Buckingham was set up 30 years ago as a challenge to the state monopoly of higher education in the UK. Until recently, there was no indication that it had fulfilled this aim, despite attracting heavyweight dons - often right-wing luminaries such as Professor Roger Scruton, who enjoy nothing better than giving the bird to the liberal consensus in the SCR. It is a small place, with less than 1,000 students, most coming from overseas and doing professional qualifications in law and business.

But it has been getting increasing recognition over the past few years, coming back into the Quality Assurance Agency after nearly a decade away and winning praise from Prince Charles and Tony Blair. The HEFCE's poll is its biggest boost. In a survey that revealed discontent with lecturers' performance across the state-education sector, Buckingham seemed to vindicate the economists who have argued that in education, as elsewhere, who pays the piper, plays the tune.

"I think this is a tipping point," says Dr Terence Kealey, the vice-chancellor of Buckingham since 2001 and an energetic architect of its recent good fortune. "This is an important message the survey has sent out: privatisation is good for education, good for universities, and good for students."

Buckingham manages much higher staff-to-student ratios than most. Dr Kealey puts it as one academic for every nine students. In the state sector, it is one for every 17. Money helps, but with government grants, university endowments and £3,000-a-year fees, state universities spend nearly the same.

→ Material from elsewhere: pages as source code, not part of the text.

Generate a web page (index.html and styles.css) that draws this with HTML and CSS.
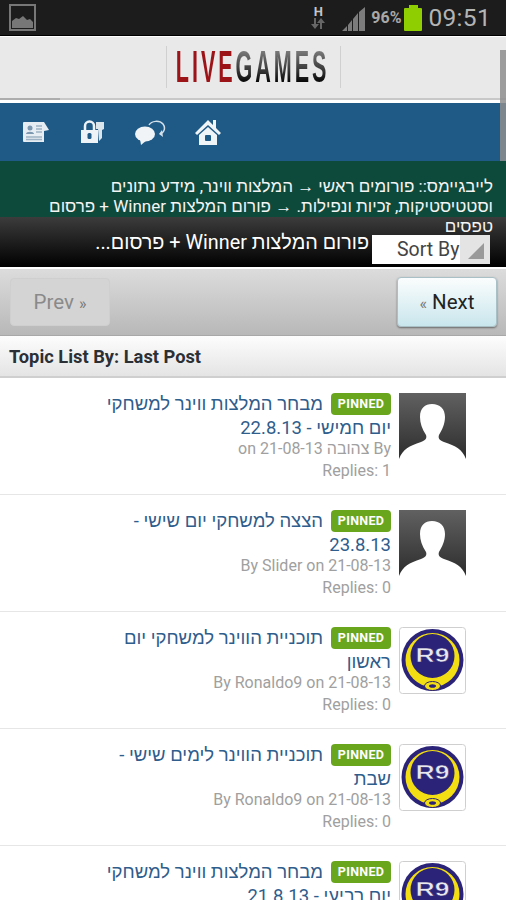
FILE: index.html
```html
<!DOCTYPE html>
<html lang="en">
<head>
  <meta charset="UTF-8">
  <meta name="viewport" content="width=device-width, initial-scale=1.0">
  <title>LiveGames - Topic List</title>
  <link rel="stylesheet" href="styles.css">
</head>
<body>
  <!-- Android status bar -->
  <div class="status-bar">
    <svg class="status-picture" width="28" height="28" viewBox="0 0 28 28">
      <rect x="1" y="1" width="25" height="25" fill="none" stroke="#777" stroke-width="2"/>
      <path d="M3 24V17l4-3 3 1 4-3 4 4 3-1 3 3v6z" fill="#777"/>
    </svg>
    <div class="status-right">
      <div class="status-net">
        <span class="net-h">H</span>
        <svg width="16" height="11" viewBox="0 0 16 11">
          <path d="M4 11V5H1l4-5 4 5H6v6zM12 0v6h3l-4 5-4-5h3V0z" fill="#666" transform="matrix(-1 0 0 1 16 0)"/>
        </svg>
      </div>
      <svg class="status-signal" width="24" height="24" viewBox="0 0 24 24">
        <path d="M0 24l5-5v5zM6 18l4-5v11H6zM11 12l5-6v18h-5zM17 5l6-5v24h-6z" fill="#7c7c7c"/>
      </svg>
      <span class="status-pct">96%</span>
      <div class="battery"><div class="battery-cap"></div><div class="battery-body"></div></div>
      <span class="status-time">09:51</span>
    </div>
  </div>

  <div class="scrollbar"></div>

  <!-- Logo -->
  <div class="site-header">
    <div class="logo"><span class="logo-text"><span class="logo-live">LIVE</span><span class="logo-games">GAMES</span></span></div>
  </div>
  <div class="header-line"><div class="header-line-thumb"></div></div>

  <!-- Icon bar -->
  <div class="icon-bar">
    <svg width="28" height="24" viewBox="0 0 28 24">
      <path d="M2 2h20l5 8-5 1v11H2a1 1 0 0 1-1-1V3a1 1 0 0 1 1-1z" fill="#e6edf3"/>
      <circle cx="8" cy="8" r="2.5" fill="#7b98b0"/>
      <path d="M4 14c0-3 8-3 8 0z" fill="#7b98b0"/>
      <path d="M14 6h6M14 9h6M14 12h6M4 17h16M4 19.500h16" stroke="#9db2c4" stroke-width="1.300"/>
    </svg>
    <svg width="28" height="24" viewBox="0 0 28 24">
      <path d="M3 10h17v13H3z" fill="#eef3f7"/>
      <path d="M7 10V6a4.500 4.500 0 0 1 9 0v4" fill="none" stroke="#eef3f7" stroke-width="2.500"/>
      <rect x="9.500" y="13" width="4" height="6" rx="1.500" fill="#1f5a87"/>
      <path d="M18 2h8v7l-2 1v8l-3 3-1-12h-2z" fill="#dbe5ec"/>
    </svg>
    <svg width="32" height="26" viewBox="0 0 32 26">
      <ellipse cx="11" cy="15" rx="10" ry="7.500" fill="#f0f4f7"/>
      <path d="M6 20l1 6 6-5z" fill="#f0f4f7"/>
      <path d="M15 6a8 6 0 0 1 14-1c3 4 1 9-3 10" fill="none" stroke="#d5e1ea" stroke-width="1.500"/>
      <path d="M28 11l-3 4 4 3z" fill="#d5e1ea"/>
    </svg>
    <svg width="28" height="28" viewBox="0 0 28 28">
      <path d="M14 2L1 15l2 2L14 7l11 10 2-2-5-5V2h-3v5z" fill="#f0f4f7"/>
      <path d="M5 17l9-8 9 8v10H5z" fill="#f0f4f7"/>
      <rect x="11" y="17" width="6" height="6" rx="1" fill="#1f5a87"/>
    </svg>
  </div>

  <!-- Breadcrumb (third line runs over the title bar) -->
  <div class="breadcrumb" dir="rtl">לייבגיימס:: פורומים ראשי → המלצות ווינר, מידע נתונים וסטטיסטיקות, זכיות ונפילות. → פורום המלצות Winner + פרסום טפסים</div>

  <div class="title-bar">
    <div class="sort-box">
      <span class="sort-label">Sort By</span>
      <span class="sort-arrow"><span class="sort-tri"></span></span>
    </div>
    <div class="title-text" dir="rtl">פורום המלצות Winner + פרסום...</div>
  </div>

  <!-- Prev / Next -->
  <div class="pager">
    <a class="pager-btn pager-prev" href="#">Prev <span class="pager-mark">»</span></a>
    <a class="pager-btn pager-next" href="#"><span class="pager-mark">«</span> Next</a>
  </div>

  <div class="list-head">Topic List By: Last Post</div>

  <svg class="svg-defs" width="0" height="0">
    <defs>
      <linearGradient id="avatarBg" x1="0" y1="0" x2="0" y2="1">
        <stop offset="0" stop-color="#616161"/>
        <stop offset="1" stop-color="#2c2c2c"/>
      </linearGradient>
      <symbol id="avatar" viewBox="0 0 67 67">
        <rect width="67" height="67" fill="url(#avatarBg)"/>
        <path d="M0 66C4 56 10 53 22 49C27 47 28 45 27 42C23 36 21 30 21 24C21 15 26 11 33 11C41 11 46 16 46 24C46 31 43 37 40 42C39 45 40 47 45 49C57 53 63 56 67 66V67H0z" fill="#fff"/>
      </symbol>
      <symbol id="r9" viewBox="0 0 67 67">
        <rect x="0.500" y="0.500" width="66" height="66" rx="3" fill="#fff" stroke="#cfcfcf"/>
        <circle cx="33.500" cy="33" r="31" fill="#2a2378"/>
        <path fill-rule="evenodd" d="M6.500 33a27 27 0 1 0 54 0a27 27 0 1 0-54 0zM11.500 29a22 22 0 1 1 44 0a22 22 0 1 1-44 0z" fill="#f2de12"/>
        <ellipse cx="33.500" cy="59" rx="8" ry="4.500" fill="#f2de12" stroke="#2a2378"/>
        <ellipse cx="33.500" cy="59" rx="3.500" ry="1.800" fill="#2a2378"/>
        <text x="33.500" y="35" text-anchor="middle" textLength="34" lengthAdjust="spacingAndGlyphs" class="r9-text">R9</text>
      </symbol>
    </defs>
  </svg>

  <!-- Topics -->
  <div class="topics" dir="rtl">
    <div class="topic">
      <svg class="topic-pic"><use href="#avatar"/></svg>
      <div class="topic-body">
        <div class="topic-title"><span class="pinned">PINNED</span><a href="#">מבחר המלצות ווינר למשחקי יום חמישי - 22.8.13</a></div>
        <div class="topic-meta">By צהובה on 21-08-13</div>
        <div class="topic-meta">Replies: 1</div>
      </div>
    </div>
    <div class="topic">
      <svg class="topic-pic"><use href="#avatar"/></svg>
      <div class="topic-body">
        <div class="topic-title"><span class="pinned">PINNED</span><a href="#">הצצה למשחקי יום שישי - 23.8.13</a></div>
        <div class="topic-meta">By Slider on 21-08-13</div>
        <div class="topic-meta">Replies: 0</div>
      </div>
    </div>
    <div class="topic">
      <svg class="topic-pic"><use href="#r9"/></svg>
      <div class="topic-body">
        <div class="topic-title"><span class="pinned">PINNED</span><a href="#">תוכניית הווינר למשחקי יום ראשון</a></div>
        <div class="topic-meta">By Ronaldo9 on 21-08-13</div>
        <div class="topic-meta">Replies: 0</div>
      </div>
    </div>
    <div class="topic">
      <svg class="topic-pic"><use href="#r9"/></svg>
      <div class="topic-body">
        <div class="topic-title"><span class="pinned">PINNED</span><a href="#">תוכניית הווינר לימים שישי - שבת</a></div>
        <div class="topic-meta">By Ronaldo9 on 21-08-13</div>
        <div class="topic-meta">Replies: 0</div>
      </div>
    </div>
    <div class="topic">
      <svg class="topic-pic"><use href="#r9"/></svg>
      <div class="topic-body">
        <div class="topic-title"><span class="pinned">PINNED</span><a href="#">מבחר המלצות ווינר למשחקי יום רביעי - 21.8.13</a></div>
      </div>
    </div>
  </div>
</body>
</html>
```

FILE: styles.css
```css
/* General */
html, body {
  margin: 0;
  padding: 0;
  height: 900px;
  overflow: hidden;
}

body {
  position: relative;
  font-family: Roboto, "Liberation Sans", sans-serif;
  background-color: #fff;
}

a {
  text-decoration: none;
}

.svg-defs {
  display: block;
  height: 0;
}

/* Status bar */
.status-bar {
  height: 35px;
  background-color: #1c1c1c;
  border-bottom: 1px solid #000;
  display: flex;
  justify-content: space-between;
  align-items: center;
  padding: 0 15px 0 9px;
}

.status-picture {
  display: block;
}

.status-right {
  display: flex;
  align-items: center;
}

.status-net {
  display: flex;
  flex-direction: column;
  align-items: center;
  margin-right: 16px;
  width: 16px;
}

.net-h {
  font-size: 13px;
  font-weight: bold;
  line-height: 12px;
  color: #c4c4c4;
}

.status-signal {
  margin-right: 5px;
  margin-top: 2px;
}

.status-pct {
  font-size: 16px;
  font-weight: bold;
  color: #a8a8a8;
  margin-right: 3px;
}

.battery {
  display: flex;
  flex-direction: column;
  align-items: center;
  margin-right: 6px;
}

.battery-cap {
  width: 9px;
  height: 3px;
  background-color: #8fce00;
}

.battery-body {
  width: 18px;
  height: 23px;
  background-color: #8fce00;
  border-radius: 1px;
}

.status-time {
  font-size: 24.500px;
  color: #b4b4b4;
  letter-spacing: 0.3px;
}

/* Overlay scrollbar */
.scrollbar {
  position: absolute;
  top: 50px;
  right: 0;
  width: 6px;
  height: 153px;
  background-color: #8e8e8e;
  opacity: 0.85;
}

/* Logo */
.site-header {
  height: 52px;
  background-color: #e9e9e9;
  border-top: 1px solid #fff;
  display: flex;
  justify-content: center;
  padding-top: 9px;
}

.logo {
  width: 173px;
  height: 42px;
  border-left: 1px solid #d0d0d0;
  border-right: 1px solid #d0d0d0;
  display: flex;
  justify-content: center;
  align-items: center;
}

.logo-text {
  font-family: "Liberation Sans", sans-serif;
  font-size: 44px;
  font-weight: bold;
  letter-spacing: 6px;
  transform: scaleX(0.49);
  white-space: nowrap;
}

.logo-live {
  color: #9c1418;
}

.logo-games {
  background: linear-gradient(#777 20%, #333 60%, #000 85%);
  -webkit-background-clip: text;
  background-clip: text;
  color: transparent;
}

.header-line {
  height: 5px;
  background-color: #fff;
  border-top: 2px solid #c8c8c8;
  box-sizing: border-box;
}

.header-line-thumb {
  width: 60px;
  height: 2px;
  margin-top: -2px;
  background-color: #adadad;
}

/* Icon bar */
.icon-bar {
  height: 58px;
  background-color: #1f5a87;
  display: flex;
  align-items: center;
  gap: 28px;
  padding-left: 22px;
}

/* Breadcrumb */
.breadcrumb {
  position: relative;
  height: 41px;
  padding: 15px 13px 0 45px;
  background-color: #0e4a3c;
  color: #f4f4f4;
  font-size: 17px;
  line-height: 20px;
}

/* Title bar */
.title-bar {
  height: 50px;
  background: linear-gradient(#3c3c3c, #000);
  border-bottom: 2px solid #fff;
  display: flex;
  flex-direction: row-reverse;
  padding-right: 16px;
  gap: 3px;
}

.title-text {
  position: relative;
  margin-top: 14px;
  width: 280px;
  font-size: 19.800px;
  line-height: 24px;
  color: #fff;
  white-space: nowrap;
  overflow: hidden;
  text-align: right;
}

.sort-box {
  position: relative;
  width: 118px;
  height: 29px;
  margin-top: 18px;
  background-color: #fff;
  display: flex;
  justify-content: space-between;
  align-items: center;
}

.sort-label {
  font-size: 19.500px;
  color: #444;
  padding-left: 25px;
}

.sort-arrow {
  width: 30px;
  height: 29px;
  background-color: #e4e4e4;
  position: relative;
}

.sort-tri {
  position: absolute;
  right: 6px;
  bottom: 5px;
  width: 0;
  height: 0;
  border-left: 16px solid transparent;
  border-bottom: 16px solid #9a9a9a;
}

/* Prev / Next */
.pager {
  height: 66px;
  background: linear-gradient(#dcdcdc, #b8b8b8);
  border-bottom: 1px solid #a8a8a8;
  display: flex;
  justify-content: space-between;
  align-items: center;
  padding: 0 9px 0 10px;
}

.pager-btn {
  width: 100px;
  box-sizing: border-box;
  border-radius: 4px;
  text-align: center;
  font-size: 20.500px;
}

.pager-prev {
  height: 48px;
  line-height: 46px;
  color: #8a8a8a;
  background-color: #d4d4d4;
  border: 1px solid #cfcfcf;
}

.pager-next {
  height: 50px;
  line-height: 48px;
  color: #222;
  background: linear-gradient(#fbfdfd, #c9e6ed);
  border: 1px solid #a9c0c6;
  box-shadow: 0 1px 2px rgba(0, 0, 0, 0.45);
}

.pager-mark {
  color: #777;
  font-size: 16px;
}

.list-head {
  height: 42px;
  box-sizing: border-box;
  padding: 10px 9px 0;
  font-size: 18.300px;
  font-weight: bold;
  color: #2b2f36;
  background: linear-gradient(#fdfdfd, #e4e4e4);
  border-bottom: 2px solid #cfcfcf;
}

/* Topics */
.topic {
  height: 117px;
  box-sizing: border-box;
  border-bottom: 1px solid #e6e6e6;
  padding: 15px 40px 0 0;
  display: flex;
}

.topic-pic {
  width: 67px;
  height: 67px;
  flex: none;
  margin-left: 8px;
}

.r9-text {
  font-family: "Liberation Sans", sans-serif;
  font-size: 20px;
  font-weight: bold;
  fill: #e8e8ee;
  stroke: #2a2378;
  stroke-width: 0.5px;
}

.topic-body {
  width: 292px;
  margin-top: -1px;
}

.topic-title {
  font-size: 18.500px;
  line-height: 24px;
  margin-bottom: -2px;
}

.topic-title a {
  color: #2f5d8c;
}

.pinned {
  display: inline-block;
  vertical-align: top;
  width: 60px;
  height: 22px;
  margin: 1px 0 0 8px;
  border-radius: 4px;
  background-color: #6aa51e;
  color: #fff;
  font-size: 12.500px;
  font-weight: bold;
  line-height: 22px;
  text-align: center;
  letter-spacing: 0.3px;
}

.topic-meta {
  font-size: 16px;
  line-height: 22px;
  color: #a0a0a0;
}
```
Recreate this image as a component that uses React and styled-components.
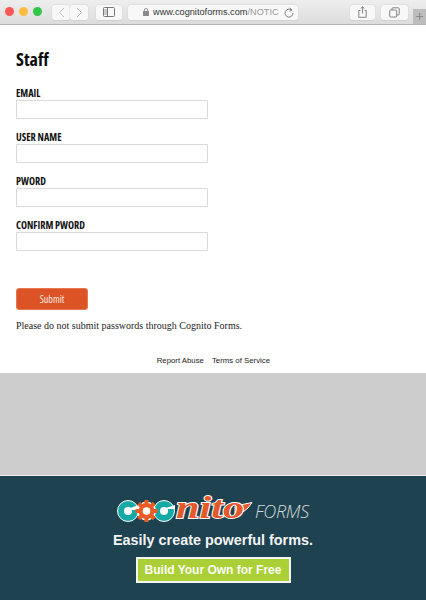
import React from "react";
import styled, { createGlobalStyle } from "styled-components";

const Global = createGlobalStyle`
  html, body { margin: 0; padding: 0; background: #fff; }
  #root { width: 426px; height: 600px; overflow: hidden; }
  * { box-sizing: border-box; }
`;

const Page = styled.div`
  width: 426px;
  height: 600px;
  display: flex;
  flex-direction: column;
  overflow: hidden;
`;

const Chrome = styled.header`
  height: 25px;
  flex: none;
  display: flex;
  align-items: center;
  padding-left: 5px;
  background: linear-gradient(#eeeeee, #dcdcdc);
  border-bottom: 1px solid #b5b5b5;
`;

const Lights = styled.div`
  display: flex;
  gap: 5px;
  margin-right: 10px;
  margin-top: -1px;
`;

const Light = styled.span`
  width: 9px;
  height: 9px;
  border-radius: 50%;
  background: ${(p) => p.$c};
`;

const ToolButton = styled.div`
  width: ${(p) => p.$w}px;
  height: 15px;
  flex: none;
  margin-left: ${(p) => p.$ml || 0}px;
  display: flex;
  align-items: center;
  justify-content: center;
  background: #f8f8f8;
  border-radius: 3px;
  box-shadow: 0 0 0 0.5px #d8d8d8, 0 1px 0 #cacaca;
  color: #6f6f6f;
`;

const NavPair = styled.div`
  display: flex;
`;

const UrlBar = styled.div`
  width: 170px;
  height: 15px;
  flex: none;
  margin-left: 6px;
  padding: 0 4px 0 15px;
  display: flex;
  align-items: center;
  background: #f8f8f8;
  border-radius: 3px;
  box-shadow: 0 0 0 0.5px #d8d8d8, 0 1px 0 #cacaca;
  font: 9.2px "Liberation Sans", Arial, sans-serif;
  color: #333;
  position: relative;
`;

const Lock = styled.svg`
  position: absolute;
  left: 15px;
  top: 3px;
`;

const UrlText = styled.span`
  margin-left: 10px;
  white-space: nowrap;
  flex: 1;
  overflow: hidden;
`;

const UrlFade = styled.span`
  color: #9a9a9a;
`;

const NewTab = styled.div`
  width: 13px;
  height: 15px;
  flex: none;
  margin-left: 5px;
  align-self: flex-end;
  background: #bdbdbd;
  color: #8a8a8a;
  font: 14px/15px "Liberation Sans", Arial, sans-serif;
  text-align: center;
`;

const Form = styled.main`
  height: 348px;
  flex: none;
  padding: 23px 16px 0;
  background: #fff;
`;

const Title = styled.h1`
  margin: 0 0 18px;
  font: 700 18px/22px "Open Sans", sans-serif;
  font-stretch: 75%;
  color: #0b0b0b;
`;

const Field = styled.div`
  margin-bottom: 13px;
`;

const Label = styled.label`
  display: block;
  height: 12px;
  font: 700 10.2px/11px "Open Sans", sans-serif;
  font-stretch: 75%;
  color: #111;
`;

const Input = styled.input`
  display: block;
  width: 192px;
  height: 19px;
  padding: 0;
  background: #fff;
  border: 1px solid #d9d9d9;
  border-radius: 1px;
  outline: none;
`;

const Submit = styled.button`
  display: block;
  width: 72px;
  height: 22px;
  margin-top: 37px;
  padding: 0;
  background: #dc5426;
  border: 1px solid #e8764f;
  border-radius: 3px;
  color: #fbe9e2;
  font: 10px "Open Sans", sans-serif;
  font-stretch: 75%;
`;

const Notice = styled.p`
  margin: 9px 0 0;
  font: 10px/14px "Liberation Serif", "Times New Roman", serif;
  color: #1c1c1c;
`;

const Links = styled.nav`
  display: flex;
  justify-content: flex-end;
  gap: 8px;
  margin: 23px 140px 0 0;
  font: 7.8px/10px "Liberation Sans", Arial, sans-serif;
  color: #222;
`;

const Gap = styled.div`
  height: 103px;
  flex: none;
  background: #cccccc;
  border-bottom: 1px solid #eeeeee;
`;

const Promo = styled.footer`
  flex: 1;
  display: flex;
  flex-direction: column;
  align-items: center;
  padding-top: 12px;
  background: #1f4250;
`;

const LogoRow = styled.div`
  display: flex;
  align-items: flex-end;
  height: 36px;
`;

const Forms = styled.span`
  margin-left: 2px;
  margin-bottom: 3px;
  font: italic 300 18px/20px "Open Sans", sans-serif;
  letter-spacing: -0.3px;
  color: #d4dadd;
`;

const Tagline = styled.div`
  margin-top: 7px;
  font: 700 14.4px/18px "Liberation Sans", Arial, sans-serif;
  color: #f2f4f4;
`;

const Cta = styled.div`
  margin-top: 8px;
  width: 155px;
  height: 26px;
  display: flex;
  align-items: center;
  justify-content: center;
  background: #abcf36;
  border: 2px solid #f4f6f0;
  color: #fbfdf5;
  font: 700 12px "Liberation Sans", Arial, sans-serif;
`;

const NitoText = styled.text`
  font: italic 700 32px "Liberation Serif", serif;
  fill: #e4582a;
  stroke: #fff;
  stroke-width: 1.8px;
  paint-order: stroke;
`;

const Gear = ({ x }) => {
  const teeth = [0, 45, 90, 135];
  return (
    <g transform={`translate(${x} 17)`}>
      <circle r="9.6" fill="#fff" />
      {teeth.map((a) => (
        <rect key={a} x="-2" y="-11" width="4" height="22" fill="#e85d25" transform={`rotate(${a})`} />
      ))}
      <circle r="8" fill="#e85d25" />
      <circle r="3.8" fill="#fff" />
    </g>
  );
};

const Ring = ({ x }) => (
  <g>
    <circle cx={x} cy="17" r="10.5" fill="#16a9a6" stroke="#fff" strokeWidth="1" />
    <circle cx={x} cy="17" r="4" fill="#fff" />
  </g>
);

const Logo = () => (
  <svg width="136" height="36" viewBox="0 -6 136 36">
    <Ring x={11} />
    <path d="M13 14 L22 11 V16 H13 Z" fill="#fff" />
    <Ring x={47} />
    <path d="M49 14 L58 11 V15 H49 Z" fill="#fff" />
    <Gear x={29.5} />
    <path d="M118 12 L135 8.5 L131 14 L124 19.5 L118 19.5 Z" fill="#e4582a" stroke="#fff" strokeWidth="1" strokeLinejoin="round" />
    <NitoText x="59" y="24" textLength="68" lengthAdjust="spacingAndGlyphs">nito</NitoText>
  </svg>
);

export default function App() {
  return (
    <Page>
      <Global />
      <Chrome>
        <Lights>
          <Light $c="#fc5753" />
          <Light $c="#fdbc40" />
          <Light $c="#33c748" />
        </Lights>
        <NavPair>
          <ToolButton $w={18}>
            <svg width="7" height="11" viewBox="0 0 7 11" fill="none" stroke="#b9b9b9" strokeWidth="1">
              <path d="M6 1 L1.5 5.5 L6 10" />
            </svg>
          </ToolButton>
          <ToolButton $w={18}>
            <svg width="7" height="11" viewBox="0 0 7 11" fill="none" stroke="#b9b9b9" strokeWidth="1">
              <path d="M1 1 L5.5 5.5 L1 10" />
            </svg>
          </ToolButton>
        </NavPair>
        <ToolButton $w={26} $ml={8}>
          <svg width="12" height="10" viewBox="0 0 12 10" fill="none" stroke="#777" strokeWidth="1">
            <rect x="0.5" y="0.5" width="11" height="9" rx="1" />
            <path d="M4.5 0.5 V9.5" />
            <path d="M1 2 H4 V8 H1 Z" fill="#ccc" stroke="none" />
          </svg>
        </ToolButton>
        <UrlBar>
          <Lock width="6" height="8" viewBox="0 0 6 8">
            <rect x="0" y="3" width="6" height="5" rx="0.6" fill="#8a8a8a" />
            <path d="M1.3 3.5 V2.2 a1.7 1.7 0 0 1 3.4 0 V3.5" fill="none" stroke="#8a8a8a" strokeWidth="0.9" />
          </Lock>
          <UrlText>
            www.cognitoforms.com<UrlFade>/NOTIC</UrlFade>
          </UrlText>
          <svg width="10" height="11" viewBox="0 0 10 11" fill="none" stroke="#777" strokeWidth="0.9">
            <path d="M7.5 3 A4 4 0 1 0 9 6" />
            <path d="M5.7 0.8 L8 3 L5.4 4.2" />
          </svg>
        </UrlBar>
        <ToolButton $w={25} $ml={52}>
          <svg width="9" height="12" viewBox="0 0 9 12" fill="none" stroke="#777" strokeWidth="0.9">
            <path d="M2.5 4.5 H0.8 V11.3 H8.2 V4.5 H6.5" />
            <path d="M4.5 7.5 V0.8 M2.6 2.6 L4.5 0.8 L6.4 2.6" />
          </svg>
        </ToolButton>
        <ToolButton $w={27} $ml={6}>
          <svg width="11" height="11" viewBox="0 0 11 11" fill="none" stroke="#777" strokeWidth="0.9">
            <rect x="0.7" y="3" width="7" height="7" rx="1" />
            <path d="M3 3 V1.8 a1 1 0 0 1 1 -1 H9.2 a1 1 0 0 1 1 1 V7 a1 1 0 0 1 -1 1 H8" />
          </svg>
        </ToolButton>
        <NewTab>+</NewTab>
      </Chrome>
      <Form>
        <Title>Staff</Title>
        <Field>
          <Label>EMAIL</Label>
          <Input />
        </Field>
        <Field>
          <Label>USER NAME</Label>
          <Input />
        </Field>
        <Field>
          <Label>PWORD</Label>
          <Input />
        </Field>
        <Field>
          <Label>CONFIRM PWORD</Label>
          <Input />
        </Field>
        <Submit>Submit</Submit>
        <Notice>Please do not submit passwords through Cognito Forms.</Notice>
        <Links>
          <span>Report Abuse</span>
          <span>Terms of Service</span>
        </Links>
      </Form>
      <Gap />
      <Promo>
        <LogoRow>
          <Logo />
          <Forms>FORMS</Forms>
        </LogoRow>
        <Tagline>Easily create powerful forms.</Tagline>
        <Cta>Build Your Own for Free</Cta>
      </Promo>
    </Page>
  );
}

Dr Kealey says attitude has a lot to do with it. "The money comes from students, so they're our customers," he says. "At other universities, the main customer is the government. It's a different culture. We work hard for them. Other universities don't." Dr Kealey says it is significant that the other top scorer in the poll was the OU, which he says is the only other institution that charges realistic fees. Both, he argues, share the culture of student as customer and put them first.

"It's a very genuine ethos within the university," says Alex Keeling, an MBA student at Buckingham. And an appropriate one, he adds, for a university that runs the UK's only service management programme under Indian HR pioneer VS Mahesh. Keeling left a job in the City to go back to university after two decades out of full time education. Having spent so long away from the lecture hall it was crucial to him that he could get as much contact with dons as possible. Given how much students pay at any university for an MBA class sizes can be surprisingly large, Keeling's has only 18 students in it.

"I was looking for an intimate education experience," he says. "I thought access to tutors was key."

Many academics would welcome the chance to spend more time with their students - and they think a private model such as Buckingham's is the way to do it. "This poll will make people take Buckingham more seriously," says Professor James Tooley, of Newcastle University. "If it continues to come top, it will make people think about privatisation."

Professor Tooley sees Buckingham as a trailblazer. He is in no doubt that Buckingham offers the best way to provide students with the best teaching. "If you compare the same student at Buckingham with one at another comparable university, where they will receive little or no tutorial attention, that student would do better at Buckingham," he says.

Academics at private universities have more time for their students because they don't have to report to the government about what they are doing, he believes. "The bureaucratic exercise of getting these things ready is huge - academics get caught up in it. Buckingham is not under that pressure." Without bureaucratic effort, however, you wouldn't have league tables.